Danae Charalabidou et Frédérique Gélinas, nos coups de cœur de la semaine, s’intéressent aux dynamiques sociales et politiques qui impactent aussi bien les corps que les lieux. La première propose la création d’un univers photographique débarrassé des normes sociétales tandis que la seconde documente ces espaces qui résistent au système dominant.
Danae Charalabidou
À travers sa pratique photographique, Danae Charalabidou « cherche à créer des espaces visuels où l’on peut exister librement », loin des diktats et des codes patriarcaux, des préjugés et des stéréotypes. Artiste installée à Athènes, la jeune femme façonne, au fil de ses images, une société nouvelle, « qui a de la place pour nous tous·tes ». Un monde qui lui a durement fait défaut alors qu’elle traversait une période de profonds changements en 2014, année de sa rencontre avec la photographie. « À ce moment-là, le besoin d’accepter mon corps – malgré les remarques et les regards de mon entourage – était particulièrement fort et urgent », explique-t-elle. Alors s’est-elle construit ce lieu de refuge et d’émancipation que son art lui a permis de trouver. Mais l’expérience de Danae Charalabidou n’est pas un cas isolé. Adressant un problème non pas personnel mais sociétal, sa démarche individuelle a naturellement donné naissance à un projet collectif : Living In The Oblivion Of Our Transformations. À travers un regard profondément féministe, elle donne la parole aux corps nus féminins et se propose de les connecter entre eux : « J[’y] explore le corps comme un moyen de lien et d’intimité dans le cadre de l’amitié et de la solidarité féminines. C’est à travers ces relations que la guérison devient possible, que les histoires se partagent et se réapproprient », développe la plasticienne.

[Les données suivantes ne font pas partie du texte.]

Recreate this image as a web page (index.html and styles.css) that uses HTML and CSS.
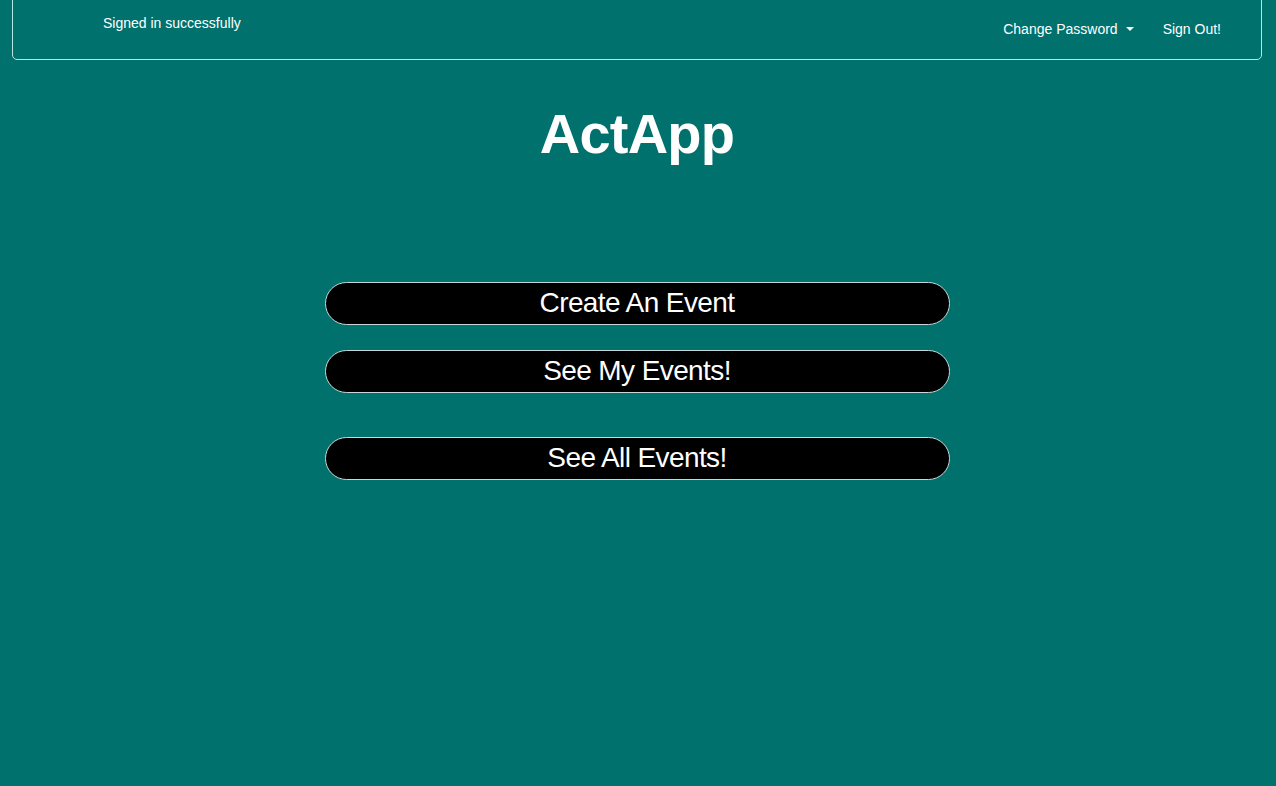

Les situant dans des décors naturels, que l’artiste perçoit comme des « reflets de nos paysages intérieurs », elle souligne et apaise la dureté à laquelle sont confrontés ces corps marginalisés à travers la délicatesse de ses images, « aux textures douces, souvent reliées à l’eau, symbole de changement et de renaissance ». Ainsi le corps, « lieu de mémoire, de transformation et de résistance », n’apparaît pas chez la photographe comme une chose « qu’il faut “réparer” ou “faire entrer dans le moule”, mais comme quelque chose qui est simplement humain, imparfait, vivant ».
Frédérique Gélinas
Influencée par sa formation en architecture, Frédérique Gélinas s’intéresse, à travers sa pratique photographique, « à la création d’espaces singuliers, à la manière dont l’être humain s’installe au sein de territoires où se forment des réalités fragiles », impactées par le capitalisme et le colonialisme. Elle se penche en particulier sur l’Amérique latine, attirée par les modes de vie alternatifs vis-à-vis du système dominant actuel qui s’y déploient et qui « peuvent stimuler de nouvelles narrations face à l’effondrement climatique et sociétal global ».
Dans sa série Allí en Yegolé, extension de son premier projet documentaire intitulé El tiempo del maguey, la photographe québécoise, désormais installée à Turin, explore les dynamiques autour de la hausse de la demande internationale pour le mezcal – une eau-de-vie mexicaine issue de l’agave – au cours des dernières décennies. Elle choisit d’adopter une approche « oppos[ée] au narratif commercial du mezcal qui s’approprie l’espace rural de ce dernier en l’idéalisant » et sonde au contraire la place qu’il occupe au sein du pueblo – village rural à organisation communautaire. La jeune femme se concentre alors sur la situation d’une famille productrice dans ce petit village niché dans les vallées d’Oaxaca appelé Yegolé. Elle y découvre non seulement « la connexion profonde et le soin qui lient les communautés à l’agave », mais aussi l’importance de préserver « le pueblo tel qu’il est – habité par son propre peuple, façonné par sa propre architecture et ses rituels ». Ainsi Frédérique Gélinas nous offre-t-elle le portrait d’un lieu en rupture avec le paysage mondialisé, à travers une démarche « honnête, transparente et prudente », à l’image de « l’énorme responsabilité » que, selon elle, les photographes doivent assumer, d’autant plus lorsqu’ils et elles « s’approchent de contextes différents de ceux d’où [ils et elles viennent] ».